Joan Rivers—love her or hate her—was a larger than life personality. She bucked the notion that women can’t be funny and paved the way for many other female comedians to step into the limelight. Tina Fey, a comedy superstar in her own right, reflected on Rivers’ influence recently in an interview during the Toronto Film Festival, “Whether that was her intention or not she definitely opened doors for other women in comedy.”
Rivers saw no topic as taboo, and contrary to many Americans, she spoke quite openly about death, dying, and what she wanted for her funeral as she did in this recording:
When I die (and yes, Melissa, that day will come; and yes, Melissa, everything’s in your name), I want my funeral to be a huge showbiz affair with lights, cameras, and action…I want Craft services, I want paparazzi and I want publicists making a scene! I want it to be Hollywood all the way. Don’t give me some Rabbi mumbling on; I want Meryl Streep crying, in five different accents. I want to look gorgeous, better dead than I do alive. I want to be buried in a Valentino gown and I want Harry Winston to make me a toe tag. And I want a wind machine so strong that even in the casket, my hair will be blowing more than Beyonce’s on stage.
But perhaps the most touching video I’ve seen is of Ms. Rivers’ heart-to-heart conversation about her own death with her daughter (watch the video below). It’s a video which was filmed for Joan Knows Best when she was prepping for a surgery in 2011. The clipboard in her hands likely had her medical forms and advance directive on it. She started the conversation off with a very typical phrase, “If anything happens,” and then launched right into what she hoped for her survivors. She expressed things that people often don’t unless they’ve realized they’re dying in the near term.

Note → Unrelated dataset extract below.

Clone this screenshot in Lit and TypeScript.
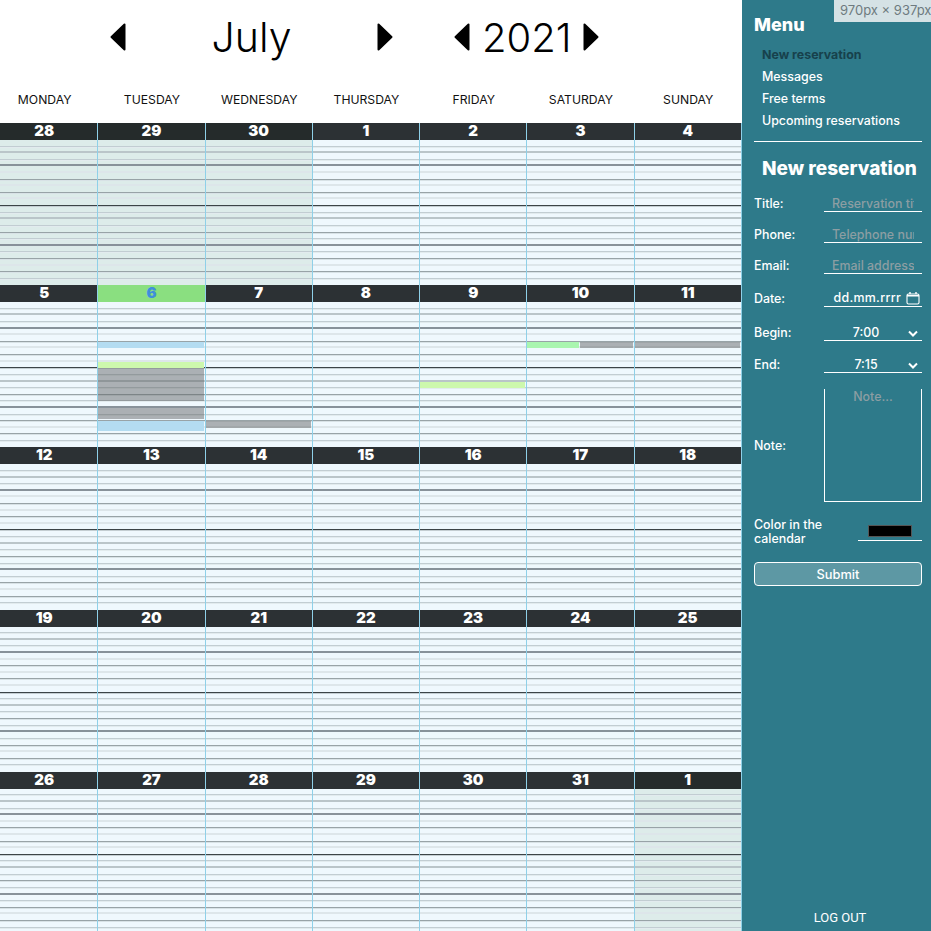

I’m personally not a fan of reality TV, but the moment she and her daughter shared on camera in a frank discussion about death is one many people could benefit from watching. It’s hard to talk about one’s own death and your hopes for people who live longer than you. It’s difficult to figure out how to even start these conversations.
We could all take a lesson from the irrepressible Joan Rivers. Start off with a humorous anecdote about what you want for your funeral even if it’s over the top. Blurt out a segue about dying. Whatever you do, get these conversations rolling!
To live how you want up until your death, you need to make sure those around you know your values, your fears, and what is and isn’t acceptable to your way of life. And, not least of all, document your wishes in a printed advance directive or an online universal directive. You know best what you want for your end-of-life care and how you hope people will celebrate your life after you’ve died. Don’t waste a minute more; tell those around you. After all, you won’t live forever.